Quote exactly the lines spanning from the top of the data below to the line that contains "import React from 'react';", including both.

Input material:

###

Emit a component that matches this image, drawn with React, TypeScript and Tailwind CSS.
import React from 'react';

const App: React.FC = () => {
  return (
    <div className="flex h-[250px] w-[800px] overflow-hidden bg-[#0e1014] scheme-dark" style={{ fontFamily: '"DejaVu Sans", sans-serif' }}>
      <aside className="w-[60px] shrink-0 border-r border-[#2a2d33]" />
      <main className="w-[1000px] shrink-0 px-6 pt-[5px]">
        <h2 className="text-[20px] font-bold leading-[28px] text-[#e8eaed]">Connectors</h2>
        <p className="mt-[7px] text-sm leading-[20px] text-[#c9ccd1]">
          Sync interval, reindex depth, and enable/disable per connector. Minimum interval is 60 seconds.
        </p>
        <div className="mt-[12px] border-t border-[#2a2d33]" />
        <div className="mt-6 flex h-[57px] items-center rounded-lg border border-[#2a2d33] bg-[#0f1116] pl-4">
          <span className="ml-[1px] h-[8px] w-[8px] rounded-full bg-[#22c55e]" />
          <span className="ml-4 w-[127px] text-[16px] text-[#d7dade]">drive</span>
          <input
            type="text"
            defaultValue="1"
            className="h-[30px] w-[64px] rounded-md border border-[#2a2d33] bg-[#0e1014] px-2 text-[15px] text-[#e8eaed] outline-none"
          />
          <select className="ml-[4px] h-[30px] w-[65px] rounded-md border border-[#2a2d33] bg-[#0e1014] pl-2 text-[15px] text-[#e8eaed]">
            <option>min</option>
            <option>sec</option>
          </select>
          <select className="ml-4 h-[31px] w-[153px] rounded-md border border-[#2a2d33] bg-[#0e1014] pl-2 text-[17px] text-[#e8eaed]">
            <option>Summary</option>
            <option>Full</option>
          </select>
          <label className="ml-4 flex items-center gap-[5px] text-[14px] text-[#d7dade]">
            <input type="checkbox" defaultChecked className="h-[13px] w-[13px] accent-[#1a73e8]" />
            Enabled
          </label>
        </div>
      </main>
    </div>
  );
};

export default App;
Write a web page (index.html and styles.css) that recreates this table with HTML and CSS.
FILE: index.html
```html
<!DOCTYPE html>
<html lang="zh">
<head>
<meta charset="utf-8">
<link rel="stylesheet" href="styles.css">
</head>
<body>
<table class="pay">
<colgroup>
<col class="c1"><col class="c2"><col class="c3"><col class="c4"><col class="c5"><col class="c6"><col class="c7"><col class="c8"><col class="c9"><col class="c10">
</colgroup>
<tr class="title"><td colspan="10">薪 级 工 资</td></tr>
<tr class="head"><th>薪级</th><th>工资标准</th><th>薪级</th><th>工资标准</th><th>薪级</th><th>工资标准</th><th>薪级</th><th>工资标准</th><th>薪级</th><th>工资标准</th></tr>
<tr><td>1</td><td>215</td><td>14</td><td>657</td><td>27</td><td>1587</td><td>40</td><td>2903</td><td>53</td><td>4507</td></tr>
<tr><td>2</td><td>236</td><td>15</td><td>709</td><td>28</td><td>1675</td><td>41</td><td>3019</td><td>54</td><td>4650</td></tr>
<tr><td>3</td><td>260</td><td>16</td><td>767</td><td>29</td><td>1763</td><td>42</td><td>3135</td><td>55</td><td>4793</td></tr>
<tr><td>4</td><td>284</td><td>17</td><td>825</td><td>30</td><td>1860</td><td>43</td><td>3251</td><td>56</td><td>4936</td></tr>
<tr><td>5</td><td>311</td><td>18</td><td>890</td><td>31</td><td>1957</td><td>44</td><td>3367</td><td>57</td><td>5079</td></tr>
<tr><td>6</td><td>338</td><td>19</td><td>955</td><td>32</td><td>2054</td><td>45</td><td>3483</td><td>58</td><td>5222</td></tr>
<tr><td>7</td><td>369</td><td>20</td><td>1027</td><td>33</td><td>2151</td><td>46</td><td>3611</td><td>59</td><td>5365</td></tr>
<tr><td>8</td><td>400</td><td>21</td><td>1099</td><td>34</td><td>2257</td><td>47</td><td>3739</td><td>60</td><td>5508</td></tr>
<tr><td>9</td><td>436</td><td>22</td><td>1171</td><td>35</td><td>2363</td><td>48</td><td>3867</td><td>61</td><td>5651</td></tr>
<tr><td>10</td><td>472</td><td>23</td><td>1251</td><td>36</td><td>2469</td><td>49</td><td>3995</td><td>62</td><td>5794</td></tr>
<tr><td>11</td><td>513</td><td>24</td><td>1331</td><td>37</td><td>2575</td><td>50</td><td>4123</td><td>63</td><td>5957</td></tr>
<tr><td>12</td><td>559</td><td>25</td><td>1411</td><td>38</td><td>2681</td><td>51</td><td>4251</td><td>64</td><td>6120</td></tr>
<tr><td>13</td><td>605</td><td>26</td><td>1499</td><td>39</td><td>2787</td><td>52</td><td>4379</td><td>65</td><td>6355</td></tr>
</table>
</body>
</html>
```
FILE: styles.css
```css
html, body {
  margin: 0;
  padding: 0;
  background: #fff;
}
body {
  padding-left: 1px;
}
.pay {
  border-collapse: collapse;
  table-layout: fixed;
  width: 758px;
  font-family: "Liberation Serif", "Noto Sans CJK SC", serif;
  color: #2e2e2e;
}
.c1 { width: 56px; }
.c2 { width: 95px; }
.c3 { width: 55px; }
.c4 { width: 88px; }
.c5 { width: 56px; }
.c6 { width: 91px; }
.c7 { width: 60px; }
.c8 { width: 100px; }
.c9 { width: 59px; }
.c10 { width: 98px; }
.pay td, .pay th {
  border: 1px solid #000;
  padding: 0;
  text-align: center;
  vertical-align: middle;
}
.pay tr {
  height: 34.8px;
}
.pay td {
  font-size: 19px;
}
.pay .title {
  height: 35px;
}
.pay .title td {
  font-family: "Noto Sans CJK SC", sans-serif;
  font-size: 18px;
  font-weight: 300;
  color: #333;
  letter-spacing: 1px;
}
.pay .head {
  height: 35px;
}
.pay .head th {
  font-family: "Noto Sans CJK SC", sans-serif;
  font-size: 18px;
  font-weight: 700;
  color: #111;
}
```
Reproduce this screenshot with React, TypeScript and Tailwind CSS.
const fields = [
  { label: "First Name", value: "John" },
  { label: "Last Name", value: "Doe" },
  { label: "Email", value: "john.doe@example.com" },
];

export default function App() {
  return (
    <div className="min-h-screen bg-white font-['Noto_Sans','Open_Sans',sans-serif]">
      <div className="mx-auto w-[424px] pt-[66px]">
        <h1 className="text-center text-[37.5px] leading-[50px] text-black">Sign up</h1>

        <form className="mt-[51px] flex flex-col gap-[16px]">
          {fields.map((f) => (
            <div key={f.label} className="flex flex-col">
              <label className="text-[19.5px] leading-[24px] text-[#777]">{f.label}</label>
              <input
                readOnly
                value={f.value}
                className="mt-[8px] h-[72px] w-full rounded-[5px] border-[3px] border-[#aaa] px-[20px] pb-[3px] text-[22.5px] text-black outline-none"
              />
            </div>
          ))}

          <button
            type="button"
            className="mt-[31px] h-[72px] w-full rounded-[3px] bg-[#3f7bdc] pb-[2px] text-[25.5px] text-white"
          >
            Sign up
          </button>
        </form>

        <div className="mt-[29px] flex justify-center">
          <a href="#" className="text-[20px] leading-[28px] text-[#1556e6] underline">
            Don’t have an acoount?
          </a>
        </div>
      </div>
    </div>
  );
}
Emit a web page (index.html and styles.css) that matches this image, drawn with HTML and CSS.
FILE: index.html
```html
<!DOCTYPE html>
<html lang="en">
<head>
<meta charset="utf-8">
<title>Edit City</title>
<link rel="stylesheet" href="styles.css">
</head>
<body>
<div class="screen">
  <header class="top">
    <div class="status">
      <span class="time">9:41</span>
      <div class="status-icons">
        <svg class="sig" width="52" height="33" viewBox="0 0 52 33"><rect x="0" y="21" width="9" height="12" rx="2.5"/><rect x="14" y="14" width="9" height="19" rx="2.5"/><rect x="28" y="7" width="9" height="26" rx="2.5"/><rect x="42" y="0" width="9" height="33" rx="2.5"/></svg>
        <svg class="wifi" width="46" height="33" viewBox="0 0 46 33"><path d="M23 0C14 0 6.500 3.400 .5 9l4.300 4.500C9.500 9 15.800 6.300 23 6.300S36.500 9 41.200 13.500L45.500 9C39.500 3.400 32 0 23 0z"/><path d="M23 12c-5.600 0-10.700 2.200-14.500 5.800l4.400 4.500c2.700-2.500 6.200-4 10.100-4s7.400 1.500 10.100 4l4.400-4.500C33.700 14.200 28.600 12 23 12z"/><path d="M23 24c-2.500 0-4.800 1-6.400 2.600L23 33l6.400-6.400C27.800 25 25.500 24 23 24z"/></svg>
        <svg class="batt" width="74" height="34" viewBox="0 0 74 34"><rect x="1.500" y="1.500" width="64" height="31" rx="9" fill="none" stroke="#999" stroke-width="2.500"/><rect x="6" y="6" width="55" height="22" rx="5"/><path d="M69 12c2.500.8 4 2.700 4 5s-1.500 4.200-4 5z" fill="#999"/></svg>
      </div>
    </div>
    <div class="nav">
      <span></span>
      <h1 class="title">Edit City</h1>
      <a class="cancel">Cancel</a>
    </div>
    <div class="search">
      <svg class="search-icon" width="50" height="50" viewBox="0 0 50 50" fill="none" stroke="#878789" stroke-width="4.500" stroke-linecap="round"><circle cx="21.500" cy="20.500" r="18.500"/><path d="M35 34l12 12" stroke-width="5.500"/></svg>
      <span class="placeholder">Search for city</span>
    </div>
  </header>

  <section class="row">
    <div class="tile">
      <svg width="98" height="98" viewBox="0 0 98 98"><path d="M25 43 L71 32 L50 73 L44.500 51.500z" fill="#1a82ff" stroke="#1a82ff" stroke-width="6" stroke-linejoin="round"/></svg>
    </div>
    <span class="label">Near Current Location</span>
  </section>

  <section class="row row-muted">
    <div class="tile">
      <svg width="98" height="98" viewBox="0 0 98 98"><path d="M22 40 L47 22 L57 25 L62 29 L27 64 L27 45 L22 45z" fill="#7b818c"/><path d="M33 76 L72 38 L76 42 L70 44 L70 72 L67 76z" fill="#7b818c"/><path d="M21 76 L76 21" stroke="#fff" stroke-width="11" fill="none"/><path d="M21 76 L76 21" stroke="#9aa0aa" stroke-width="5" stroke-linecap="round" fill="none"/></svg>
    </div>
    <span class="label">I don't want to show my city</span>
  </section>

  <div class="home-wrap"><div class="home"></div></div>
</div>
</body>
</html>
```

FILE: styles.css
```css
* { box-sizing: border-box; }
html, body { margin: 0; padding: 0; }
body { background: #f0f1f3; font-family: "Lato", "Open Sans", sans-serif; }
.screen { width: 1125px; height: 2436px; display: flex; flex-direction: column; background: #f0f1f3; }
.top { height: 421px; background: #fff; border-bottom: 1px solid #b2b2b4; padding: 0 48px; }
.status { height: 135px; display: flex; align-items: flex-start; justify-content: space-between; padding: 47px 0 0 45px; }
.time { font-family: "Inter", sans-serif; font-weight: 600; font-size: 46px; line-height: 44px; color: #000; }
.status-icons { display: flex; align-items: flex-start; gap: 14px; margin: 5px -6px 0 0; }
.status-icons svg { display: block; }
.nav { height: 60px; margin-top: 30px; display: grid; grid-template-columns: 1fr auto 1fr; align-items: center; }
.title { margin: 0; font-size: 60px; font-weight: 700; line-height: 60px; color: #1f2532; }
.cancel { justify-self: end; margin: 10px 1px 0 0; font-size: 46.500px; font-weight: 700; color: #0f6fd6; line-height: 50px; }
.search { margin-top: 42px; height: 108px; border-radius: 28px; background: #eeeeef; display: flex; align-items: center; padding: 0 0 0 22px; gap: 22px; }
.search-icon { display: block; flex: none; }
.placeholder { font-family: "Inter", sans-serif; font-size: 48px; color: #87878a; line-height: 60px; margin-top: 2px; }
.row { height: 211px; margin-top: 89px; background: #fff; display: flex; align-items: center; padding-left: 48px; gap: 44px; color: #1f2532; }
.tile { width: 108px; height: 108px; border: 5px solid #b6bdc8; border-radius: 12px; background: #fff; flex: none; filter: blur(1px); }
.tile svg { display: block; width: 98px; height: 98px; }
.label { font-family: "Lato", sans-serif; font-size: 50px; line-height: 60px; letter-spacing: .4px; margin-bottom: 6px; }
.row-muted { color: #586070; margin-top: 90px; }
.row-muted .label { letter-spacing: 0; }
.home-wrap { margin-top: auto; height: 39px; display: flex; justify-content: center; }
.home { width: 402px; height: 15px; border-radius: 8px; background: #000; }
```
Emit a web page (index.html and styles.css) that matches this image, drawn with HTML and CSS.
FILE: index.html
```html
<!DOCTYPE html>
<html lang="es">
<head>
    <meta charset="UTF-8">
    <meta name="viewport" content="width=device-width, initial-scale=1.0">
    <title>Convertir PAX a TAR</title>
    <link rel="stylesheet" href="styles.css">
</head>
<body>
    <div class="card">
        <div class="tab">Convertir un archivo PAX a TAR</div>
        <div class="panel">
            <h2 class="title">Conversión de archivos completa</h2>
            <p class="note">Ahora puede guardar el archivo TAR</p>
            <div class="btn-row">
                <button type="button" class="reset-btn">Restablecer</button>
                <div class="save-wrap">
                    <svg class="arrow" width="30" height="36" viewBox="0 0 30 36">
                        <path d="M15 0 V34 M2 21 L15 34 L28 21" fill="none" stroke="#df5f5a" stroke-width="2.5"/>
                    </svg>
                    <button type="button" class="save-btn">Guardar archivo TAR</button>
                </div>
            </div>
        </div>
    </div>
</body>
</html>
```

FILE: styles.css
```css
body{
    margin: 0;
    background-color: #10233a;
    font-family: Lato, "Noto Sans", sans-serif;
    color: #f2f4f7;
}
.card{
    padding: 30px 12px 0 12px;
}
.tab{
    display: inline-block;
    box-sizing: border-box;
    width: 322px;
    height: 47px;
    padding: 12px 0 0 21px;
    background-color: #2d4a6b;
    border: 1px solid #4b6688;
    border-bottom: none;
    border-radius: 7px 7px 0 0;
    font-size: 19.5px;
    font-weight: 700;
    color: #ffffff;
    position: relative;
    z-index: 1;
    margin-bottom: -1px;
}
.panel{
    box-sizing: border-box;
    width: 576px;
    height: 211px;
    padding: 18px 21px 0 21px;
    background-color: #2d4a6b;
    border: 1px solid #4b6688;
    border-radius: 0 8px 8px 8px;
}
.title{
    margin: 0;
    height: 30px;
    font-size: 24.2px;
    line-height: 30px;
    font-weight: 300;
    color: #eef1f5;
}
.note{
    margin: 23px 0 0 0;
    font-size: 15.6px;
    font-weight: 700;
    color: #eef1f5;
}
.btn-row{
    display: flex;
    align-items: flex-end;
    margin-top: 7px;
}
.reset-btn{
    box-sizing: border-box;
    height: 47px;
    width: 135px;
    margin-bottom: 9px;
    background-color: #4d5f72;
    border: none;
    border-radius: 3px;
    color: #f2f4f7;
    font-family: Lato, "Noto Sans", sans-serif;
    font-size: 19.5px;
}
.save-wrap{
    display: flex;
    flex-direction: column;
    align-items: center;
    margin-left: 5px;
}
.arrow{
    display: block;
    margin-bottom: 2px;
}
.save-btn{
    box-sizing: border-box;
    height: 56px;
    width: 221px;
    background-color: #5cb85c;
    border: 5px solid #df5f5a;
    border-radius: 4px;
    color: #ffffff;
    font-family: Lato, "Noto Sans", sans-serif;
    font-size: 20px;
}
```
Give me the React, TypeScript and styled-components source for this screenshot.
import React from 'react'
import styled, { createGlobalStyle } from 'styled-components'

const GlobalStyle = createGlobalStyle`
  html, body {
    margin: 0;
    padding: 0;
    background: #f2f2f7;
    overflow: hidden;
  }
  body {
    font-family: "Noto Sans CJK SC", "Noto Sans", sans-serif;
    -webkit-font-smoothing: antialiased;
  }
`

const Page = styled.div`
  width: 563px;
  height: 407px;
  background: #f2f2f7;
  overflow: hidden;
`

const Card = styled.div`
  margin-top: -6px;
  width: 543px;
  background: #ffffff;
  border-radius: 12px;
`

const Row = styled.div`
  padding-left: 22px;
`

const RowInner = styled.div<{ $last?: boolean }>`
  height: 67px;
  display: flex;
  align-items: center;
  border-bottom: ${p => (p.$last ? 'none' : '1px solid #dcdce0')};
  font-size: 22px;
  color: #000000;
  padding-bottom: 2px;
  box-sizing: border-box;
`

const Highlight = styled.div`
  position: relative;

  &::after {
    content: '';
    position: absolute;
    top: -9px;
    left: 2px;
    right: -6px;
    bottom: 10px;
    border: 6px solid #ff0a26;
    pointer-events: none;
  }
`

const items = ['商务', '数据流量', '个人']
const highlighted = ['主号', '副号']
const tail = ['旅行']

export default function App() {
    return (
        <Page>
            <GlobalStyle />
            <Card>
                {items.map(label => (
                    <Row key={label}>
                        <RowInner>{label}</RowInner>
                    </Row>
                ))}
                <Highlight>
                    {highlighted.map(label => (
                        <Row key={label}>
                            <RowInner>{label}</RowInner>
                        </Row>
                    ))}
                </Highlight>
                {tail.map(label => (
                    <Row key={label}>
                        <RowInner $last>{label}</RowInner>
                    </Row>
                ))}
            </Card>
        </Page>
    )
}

###

Written solution:
Emit a component that matches this image, drawn with React, TypeScript and Tailwind CSS.
import React from 'react';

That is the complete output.